Drop every picture, then transcribe the remaining data exactly.

###

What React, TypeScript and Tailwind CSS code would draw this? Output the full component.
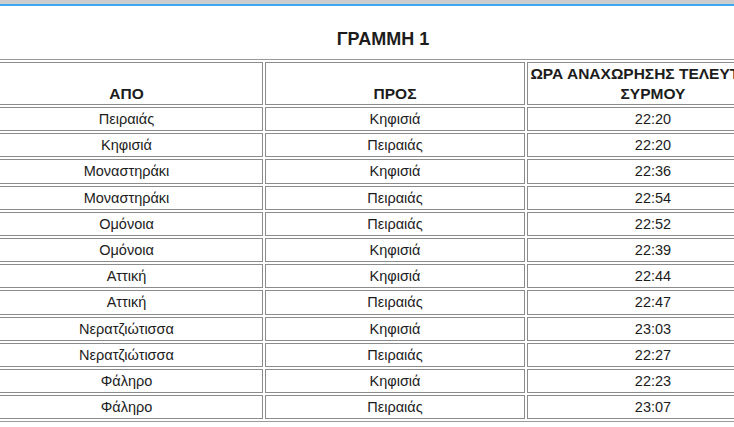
const rows: [string, string, string][] = [
  ['Πειραιάς', 'Κηφισιά', '22:20'],
  ['Κηφισιά', 'Πειραιάς', '22:20'],
  ['Μοναστηράκι', 'Κηφισιά', '22:36'],
  ['Μοναστηράκι', 'Πειραιάς', '22:54'],
  ['Ομόνοια', 'Πειραιάς', '22:52'],
  ['Ομόνοια', 'Κηφισιά', '22:39'],
  ['Αττική', 'Κηφισιά', '22:44'],
  ['Αττική', 'Πειραιάς', '22:47'],
  ['Νερατζιώτισσα', 'Κηφισιά', '23:03'],
  ['Νερατζιώτισσα', 'Πειραιάς', '22:27'],
  ['Φάληρο', 'Κηφισιά', '22:23'],
  ['Φάληρο', 'Πειραιάς', '23:07'],
];

const th =
  'border border-[#8c8c8c] px-px py-px align-bottom text-center font-bold text-[15.5px] leading-[19.5px]';
const td = 'border border-[#8c8c8c] px-px py-px text-center leading-[20.2px]';

export default function App() {
  return (
    <div className="w-[734px] h-[427px] overflow-hidden bg-white text-[#1c1c1c] font-['Liberation_Sans',Arial,sans-serif]">
      {/* browser chrome strip */}
      <div className="h-[4px] bg-[#cdcdcd]" />
      <div className="h-[2px] bg-[#3ea6f2]" />

      <h2 className="w-[766px] text-center text-[18px] font-bold leading-[20px] pt-[23px] pb-[10px]">
        ΓΡΑΜΜΗ 1
      </h2>

      <table
        className="ml-[-13px] table-fixed border border-[#9a9a9a] border-separate border-spacing-[2px] text-[14.5px]"
        style={{ width: 795 }}
      >
        <colgroup>
          <col style={{ width: 273 }} />
          <col style={{ width: 260 }} />
          <col style={{ width: 252 }} />
        </colgroup>
        <thead>
          <tr>
            <th className={th}>ΑΠΟ</th>
            <th className={th}>ΠΡΟΣ</th>
            <th className={th}>ΩΡΑ ΑΝΑΧΩΡΗΣΗΣ ΤΕΛΕΥΤΑΙΟΥ ΣΥΡΜΟΥ</th>
          </tr>
        </thead>
        <tbody>
          {rows.map((r, i) => (
            <tr key={i}>
              <td className={td}>{r[0]}</td>
              <td className={td}>{r[1]}</td>
              <td className={td}>{r[2]}</td>
            </tr>
          ))}
        </tbody>
      </table>
    </div>
  );
}
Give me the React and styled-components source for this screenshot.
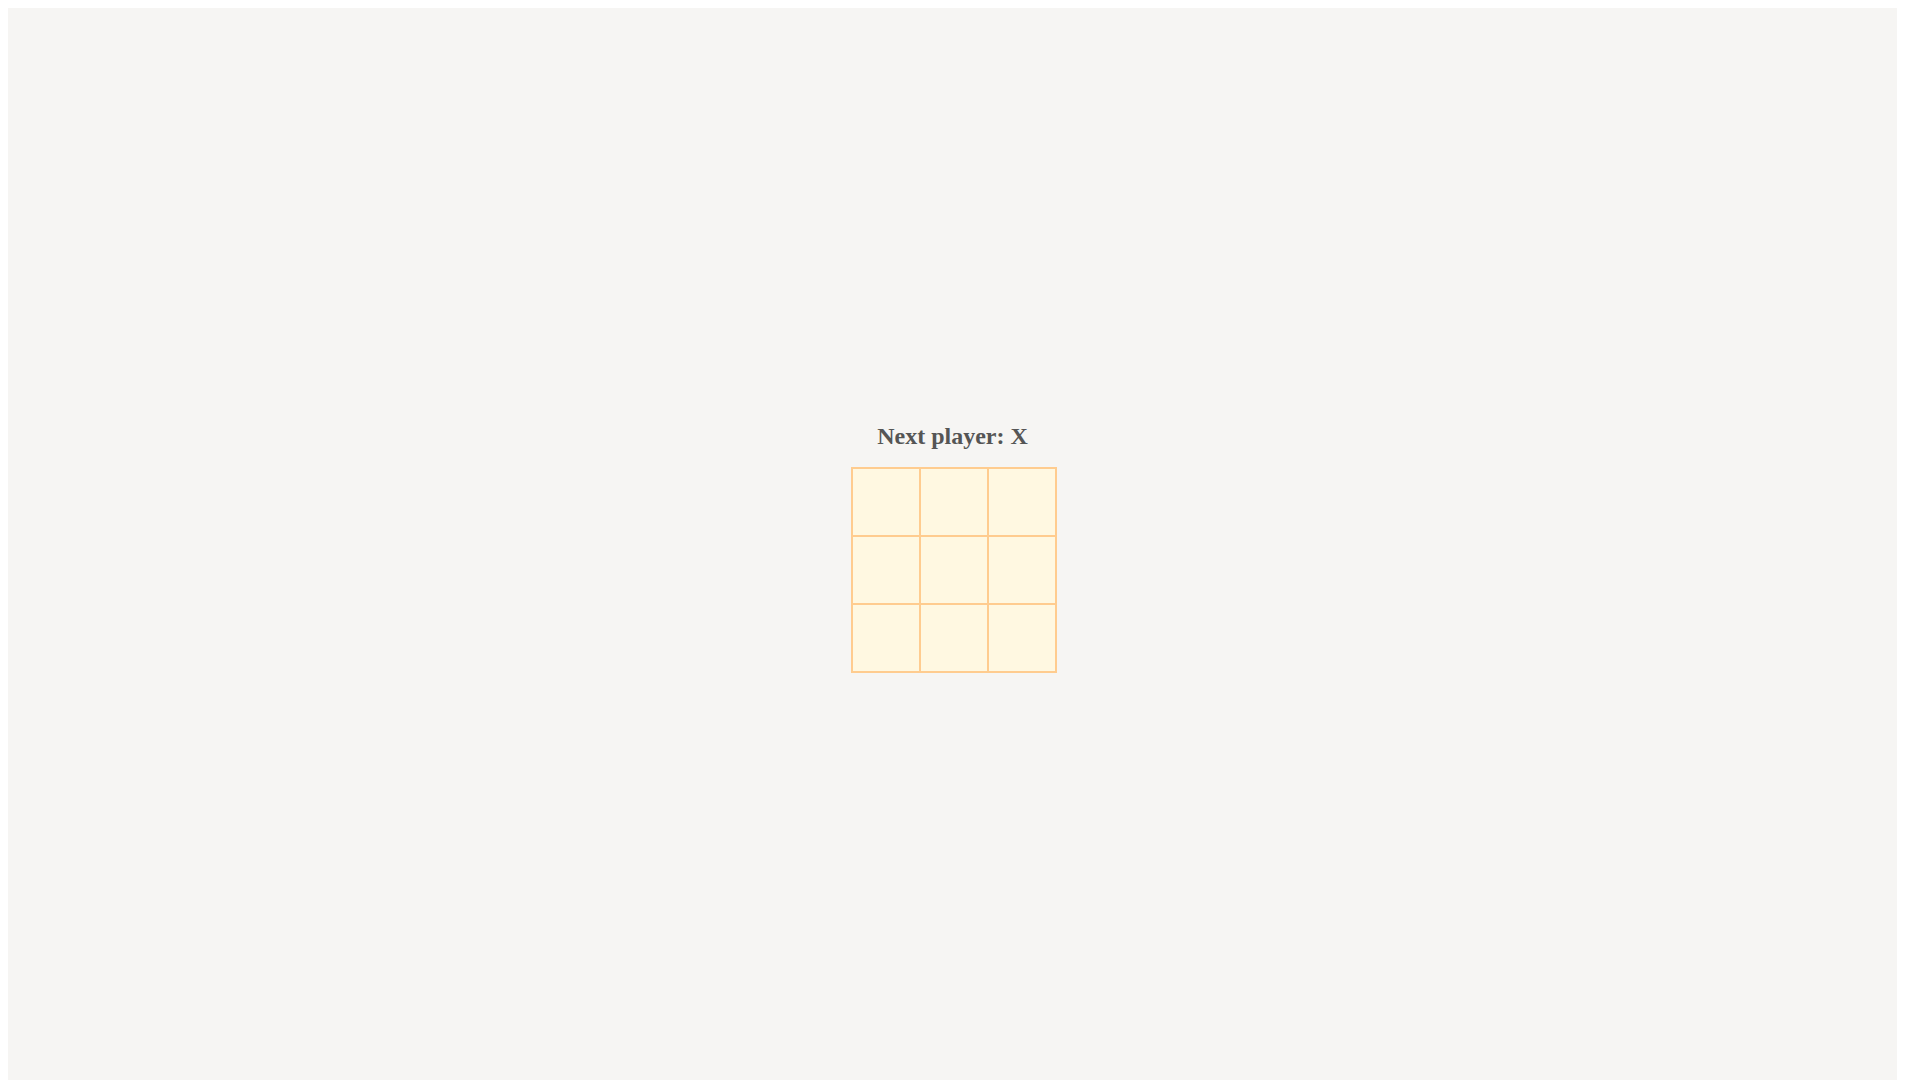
import { useState } from 'react';
import styled, { createGlobalStyle } from 'styled-components';

const GlobalStyle = createGlobalStyle`
  body {
    margin: 8px 23px 8px 8px;
    font-family: "Liberation Serif", "Times New Roman", serif;
  }
`;

const Page = styled.div`
  min-height: 100vh;
  background-color: #f6f5f3;
  display: flex;
  flex-direction: column;
  align-items: center;
  justify-content: center;
`;

const Status = styled.div`
  color: #555;
  font-size: 24px;
  font-weight: bold;
  margin-bottom: 19px;
`;

const Board = styled.div`
  display: flex;
  flex-direction: column;
`;

const BoardRow = styled.div`
  display: flex;
`;

const Square = styled.button`
  box-sizing: border-box;
  width: 70px;
  height: 70px;
  margin: -2px -2px 0 0;
  padding: 0;
  background-color: #fff8e1;
  border: 2px solid #ffcc8f;
  color: #555;
  font-family: inherit;
  font-size: 36px;
  font-weight: bold;
  cursor: pointer;

  &:focus {
    outline: none;
  }
`;

function winnerOf(squares) {
  const lines = [
    [0, 1, 2], [3, 4, 5], [6, 7, 8],
    [0, 3, 6], [1, 4, 7], [2, 5, 8],
    [0, 4, 8], [2, 4, 6],
  ];
  for (const [a, b, c] of lines) {
    if (squares[a] && squares[a] === squares[b] && squares[a] === squares[c]) {
      return squares[a];
    }
  }
  return null;
}

export default function App() {
  const [squares, setSquares] = useState(Array(9).fill(null));
  const [xIsNext, setXIsNext] = useState(true);

  const winner = winnerOf(squares);
  const status = winner
    ? `Winner: ${winner}`
    : `Next player: ${xIsNext ? 'X' : 'O'}`;

  const handleClick = (i) => {
    if (squares[i] || winner) return;
    const next = squares.slice();
    next[i] = xIsNext ? 'X' : 'O';
    setSquares(next);
    setXIsNext(!xIsNext);
  };

  return (
    <>
      <GlobalStyle />
      <Page>
        <Status>{status}</Status>
        <Board>
          {[0, 1, 2].map((row) => (
            <BoardRow key={row}>
              {[0, 1, 2].map((col) => {
                const i = row * 3 + col;
                return (
                  <Square key={i} onClick={() => handleClick(i)}>
                    {squares[i]}
                  </Square>
                );
              })}
            </BoardRow>
          ))}
        </Board>
      </Page>
    </>
  );
}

###

### [Completed exercise]
What React, TypeScript and Tailwind CSS code would draw this? Output the full component.
const rows: [string, string, string][] = [
  ['Πειραιάς', 'Κηφισιά', '22:20'],
  ['Κηφισιά', 'Πειραιάς', '22:20'],
  ['Μοναστηράκι', 'Κηφισιά', '22:36'],
  ['Μοναστηράκι', 'Πειραιάς', '22:54'],
  ['Ομόνοια', 'Πειραιάς', '22:52'],
  ['Ομόνοια', 'Κηφισιά', '22:39'],
  ['Αττική', 'Κηφισιά', '22:44'],
  ['Αττική', 'Πειραιάς', '22:47'],
  ['Νερατζιώτισσα', 'Κηφισιά', '23:03'],
  ['Νερατζιώτισσα', 'Πειραιάς', '22:27'],
  ['Φάληρο', 'Κηφισιά', '22:23'],
  ['Φάληρο', 'Πειραιάς', '23:07'],
];

const th =
  'border border-[#8c8c8c] px-px py-px align-bottom text-center font-bold text-[15.5px] leading-[19.5px]';
const td = 'border border-[#8c8c8c] px-px py-px text-center leading-[20.2px]';

export default function App() {
  return (
    <div className="w-[734px] h-[427px] overflow-hidden bg-white text-[#1c1c1c] font-['Liberation_Sans',Arial,sans-serif]">
      {/* browser chrome strip */}
      <div className="h-[4px] bg-[#cdcdcd]" />
      <div className="h-[2px] bg-[#3ea6f2]" />

      <h2 className="w-[766px] text-center text-[18px] font-bold leading-[20px] pt-[23px] pb-[10px]">
        ΓΡΑΜΜΗ 1
      </h2>

      <table
        className="ml-[-13px] table-fixed border border-[#9a9a9a] border-separate border-spacing-[2px] text-[14.5px]"
        style={{ width: 795 }}
      >
        <colgroup>
          <col style={{ width: 273 }} />
          <col style={{ width: 260 }} />
          <col style={{ width: 252 }} />
        </colgroup>
        <thead>
          <tr>
            <th className={th}>ΑΠΟ</th>
            <th className={th}>ΠΡΟΣ</th>
            <th className={th}>ΩΡΑ ΑΝΑΧΩΡΗΣΗΣ ΤΕΛΕΥΤΑΙΟΥ ΣΥΡΜΟΥ</th>
          </tr>
        </thead>
        <tbody>
          {rows.map((r, i) => (
            <tr key={i}>
              <td className={td}>{r[0]}</td>
              <td className={td}>{r[1]}</td>
              <td className={td}>{r[2]}</td>
            </tr>
          ))}
        </tbody>
      </table>
    </div>
  );
}
Give me the React and styled-components source for this screenshot.
import { useState } from 'react';
import styled, { createGlobalStyle } from 'styled-components';

const GlobalStyle = createGlobalStyle`
  body {
    margin: 8px 23px 8px 8px;
    font-family: "Liberation Serif", "Times New Roman", serif;
  }
`;

const Page = styled.div`
  min-height: 100vh;
  background-color: #f6f5f3;
  display: flex;
  flex-direction: column;
  align-items: center;
  justify-content: center;
`;

const Status = styled.div`
  color: #555;
  font-size: 24px;
  font-weight: bold;
  margin-bottom: 19px;
`;

const Board = styled.div`
  display: flex;
  flex-direction: column;
`;

const BoardRow = styled.div`
  display: flex;
`;

const Square = styled.button`
  box-sizing: border-box;
  width: 70px;
  height: 70px;
  margin: -2px -2px 0 0;
  padding: 0;
  background-color: #fff8e1;
  border: 2px solid #ffcc8f;
  color: #555;
  font-family: inherit;
  font-size: 36px;
  font-weight: bold;
  cursor: pointer;

  &:focus {
    outline: none;
  }
`;

function winnerOf(squares) {
  const lines = [
    [0, 1, 2], [3, 4, 5], [6, 7, 8],
    [0, 3, 6], [1, 4, 7], [2, 5, 8],
    [0, 4, 8], [2, 4, 6],
  ];
  for (const [a, b, c] of lines) {
    if (squares[a] && squares[a] === squares[b] && squares[a] === squares[c]) {
      return squares[a];
    }
  }
  return null;
}

export default function App() {
  const [squares, setSquares] = useState(Array(9).fill(null));
  const [xIsNext, setXIsNext] = useState(true);

  const winner = winnerOf(squares);
  const status = winner
    ? `Winner: ${winner}`
    : `Next player: ${xIsNext ? 'X' : 'O'}`;

  const handleClick = (i) => {
    if (squares[i] || winner) return;
    const next = squares.slice();
    next[i] = xIsNext ? 'X' : 'O';
    setSquares(next);
    setXIsNext(!xIsNext);
  };

  return (
    <>
      <GlobalStyle />
      <Page>
        <Status>{status}</Status>
        <Board>
          {[0, 1, 2].map((row) => (
            <BoardRow key={row}>
              {[0, 1, 2].map((col) => {
                const i = row * 3 + col;
                return (
                  <Square key={i} onClick={() => handleClick(i)}>
                    {squares[i]}
                  </Square>
                );
              })}
            </BoardRow>
          ))}
        </Board>
      </Page>
    </>
  );
}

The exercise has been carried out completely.